Your goal:
Review the material and extract every line in which the word "React" occurs.

Source material:
§ §

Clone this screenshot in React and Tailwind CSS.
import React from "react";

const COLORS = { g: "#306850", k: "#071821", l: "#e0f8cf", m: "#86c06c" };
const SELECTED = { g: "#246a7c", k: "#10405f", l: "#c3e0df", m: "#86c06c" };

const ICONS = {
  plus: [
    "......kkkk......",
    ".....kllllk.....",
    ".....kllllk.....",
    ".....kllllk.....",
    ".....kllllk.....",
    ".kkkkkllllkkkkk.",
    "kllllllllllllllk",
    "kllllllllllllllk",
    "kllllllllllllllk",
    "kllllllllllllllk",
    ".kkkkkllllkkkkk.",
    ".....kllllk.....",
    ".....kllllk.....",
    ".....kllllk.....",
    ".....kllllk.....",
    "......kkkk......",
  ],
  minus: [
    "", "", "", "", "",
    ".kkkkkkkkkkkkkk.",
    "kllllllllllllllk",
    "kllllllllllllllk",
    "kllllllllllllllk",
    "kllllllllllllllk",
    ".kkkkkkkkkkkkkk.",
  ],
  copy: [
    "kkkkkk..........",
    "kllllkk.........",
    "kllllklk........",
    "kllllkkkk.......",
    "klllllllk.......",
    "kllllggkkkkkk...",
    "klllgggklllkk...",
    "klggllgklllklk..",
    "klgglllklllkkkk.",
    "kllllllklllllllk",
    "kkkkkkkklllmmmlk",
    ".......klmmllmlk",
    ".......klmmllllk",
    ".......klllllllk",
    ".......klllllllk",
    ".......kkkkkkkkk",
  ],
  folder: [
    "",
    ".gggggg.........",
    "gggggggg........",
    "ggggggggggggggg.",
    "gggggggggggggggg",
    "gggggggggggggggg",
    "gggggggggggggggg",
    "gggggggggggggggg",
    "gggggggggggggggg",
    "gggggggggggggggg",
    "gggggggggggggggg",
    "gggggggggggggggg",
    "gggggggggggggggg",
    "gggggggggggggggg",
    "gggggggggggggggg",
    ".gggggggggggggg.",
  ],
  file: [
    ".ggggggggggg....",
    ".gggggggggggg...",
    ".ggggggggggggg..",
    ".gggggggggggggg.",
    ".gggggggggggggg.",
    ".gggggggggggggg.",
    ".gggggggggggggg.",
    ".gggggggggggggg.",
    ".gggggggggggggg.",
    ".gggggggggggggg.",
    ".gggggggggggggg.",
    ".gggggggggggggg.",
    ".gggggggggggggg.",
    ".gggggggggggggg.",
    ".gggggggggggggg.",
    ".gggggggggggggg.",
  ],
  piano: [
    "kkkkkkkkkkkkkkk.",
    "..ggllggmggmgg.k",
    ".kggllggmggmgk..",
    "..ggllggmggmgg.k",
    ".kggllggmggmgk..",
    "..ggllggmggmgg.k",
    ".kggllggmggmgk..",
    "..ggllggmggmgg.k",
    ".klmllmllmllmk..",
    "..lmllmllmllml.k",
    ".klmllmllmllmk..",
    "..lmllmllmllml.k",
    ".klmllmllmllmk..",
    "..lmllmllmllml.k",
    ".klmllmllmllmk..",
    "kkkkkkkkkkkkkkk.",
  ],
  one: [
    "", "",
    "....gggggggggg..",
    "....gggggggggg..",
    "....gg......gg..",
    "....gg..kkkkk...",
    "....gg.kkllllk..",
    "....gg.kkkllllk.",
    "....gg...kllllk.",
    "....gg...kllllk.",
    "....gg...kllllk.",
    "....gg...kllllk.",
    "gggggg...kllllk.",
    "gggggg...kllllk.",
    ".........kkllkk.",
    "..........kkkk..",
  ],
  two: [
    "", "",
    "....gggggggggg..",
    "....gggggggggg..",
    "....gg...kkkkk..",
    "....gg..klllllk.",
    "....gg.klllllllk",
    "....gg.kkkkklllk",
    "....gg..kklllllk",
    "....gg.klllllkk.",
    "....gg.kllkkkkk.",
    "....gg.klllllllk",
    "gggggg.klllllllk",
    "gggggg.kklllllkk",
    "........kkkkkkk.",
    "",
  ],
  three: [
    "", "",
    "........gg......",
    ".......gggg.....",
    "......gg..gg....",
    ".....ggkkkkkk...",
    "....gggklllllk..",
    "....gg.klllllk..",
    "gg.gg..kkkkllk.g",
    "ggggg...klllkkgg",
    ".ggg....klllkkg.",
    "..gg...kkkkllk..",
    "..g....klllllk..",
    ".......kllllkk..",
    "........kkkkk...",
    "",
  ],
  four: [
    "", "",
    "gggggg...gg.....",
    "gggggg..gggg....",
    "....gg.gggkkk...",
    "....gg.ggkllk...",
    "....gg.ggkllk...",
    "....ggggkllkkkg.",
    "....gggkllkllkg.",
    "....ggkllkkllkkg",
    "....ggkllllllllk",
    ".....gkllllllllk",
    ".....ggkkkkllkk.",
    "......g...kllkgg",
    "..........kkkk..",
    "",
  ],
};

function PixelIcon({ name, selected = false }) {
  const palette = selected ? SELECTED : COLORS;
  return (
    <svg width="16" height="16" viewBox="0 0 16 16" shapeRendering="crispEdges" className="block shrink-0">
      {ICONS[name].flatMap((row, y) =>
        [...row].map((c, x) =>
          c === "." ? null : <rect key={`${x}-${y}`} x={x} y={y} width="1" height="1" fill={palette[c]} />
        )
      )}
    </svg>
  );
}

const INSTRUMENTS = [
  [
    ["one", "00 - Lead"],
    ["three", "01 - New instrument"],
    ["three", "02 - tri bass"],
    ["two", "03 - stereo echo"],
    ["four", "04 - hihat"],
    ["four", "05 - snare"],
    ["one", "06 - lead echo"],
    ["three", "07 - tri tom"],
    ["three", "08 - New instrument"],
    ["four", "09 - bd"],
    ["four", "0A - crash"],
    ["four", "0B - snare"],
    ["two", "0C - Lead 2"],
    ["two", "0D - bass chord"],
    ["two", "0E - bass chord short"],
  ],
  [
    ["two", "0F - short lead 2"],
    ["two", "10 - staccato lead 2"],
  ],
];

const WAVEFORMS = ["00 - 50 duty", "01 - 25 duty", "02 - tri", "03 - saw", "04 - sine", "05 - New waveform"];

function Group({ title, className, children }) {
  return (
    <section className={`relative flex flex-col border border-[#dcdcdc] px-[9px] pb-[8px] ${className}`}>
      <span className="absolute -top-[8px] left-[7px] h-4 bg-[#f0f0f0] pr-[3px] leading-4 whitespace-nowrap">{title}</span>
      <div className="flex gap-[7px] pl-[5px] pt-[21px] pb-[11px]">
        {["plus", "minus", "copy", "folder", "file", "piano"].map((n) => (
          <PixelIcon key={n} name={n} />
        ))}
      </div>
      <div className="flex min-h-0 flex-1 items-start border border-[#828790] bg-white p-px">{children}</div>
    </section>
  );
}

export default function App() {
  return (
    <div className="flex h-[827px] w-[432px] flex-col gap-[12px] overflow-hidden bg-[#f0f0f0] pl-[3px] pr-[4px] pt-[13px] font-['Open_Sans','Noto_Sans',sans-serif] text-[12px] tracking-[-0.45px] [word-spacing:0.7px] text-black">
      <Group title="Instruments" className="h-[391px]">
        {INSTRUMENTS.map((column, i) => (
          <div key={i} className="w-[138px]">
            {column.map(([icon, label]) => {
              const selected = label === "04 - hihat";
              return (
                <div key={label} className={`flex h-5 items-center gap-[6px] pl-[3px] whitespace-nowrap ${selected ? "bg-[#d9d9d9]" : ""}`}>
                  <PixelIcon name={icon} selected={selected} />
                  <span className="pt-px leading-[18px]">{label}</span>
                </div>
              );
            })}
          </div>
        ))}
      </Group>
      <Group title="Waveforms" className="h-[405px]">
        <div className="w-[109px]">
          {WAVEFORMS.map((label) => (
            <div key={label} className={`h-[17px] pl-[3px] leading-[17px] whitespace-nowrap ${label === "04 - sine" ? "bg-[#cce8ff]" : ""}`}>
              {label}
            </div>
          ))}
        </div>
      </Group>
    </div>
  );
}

§ §

In response:
Clone this screenshot in React and Tailwind CSS.
import React from "react";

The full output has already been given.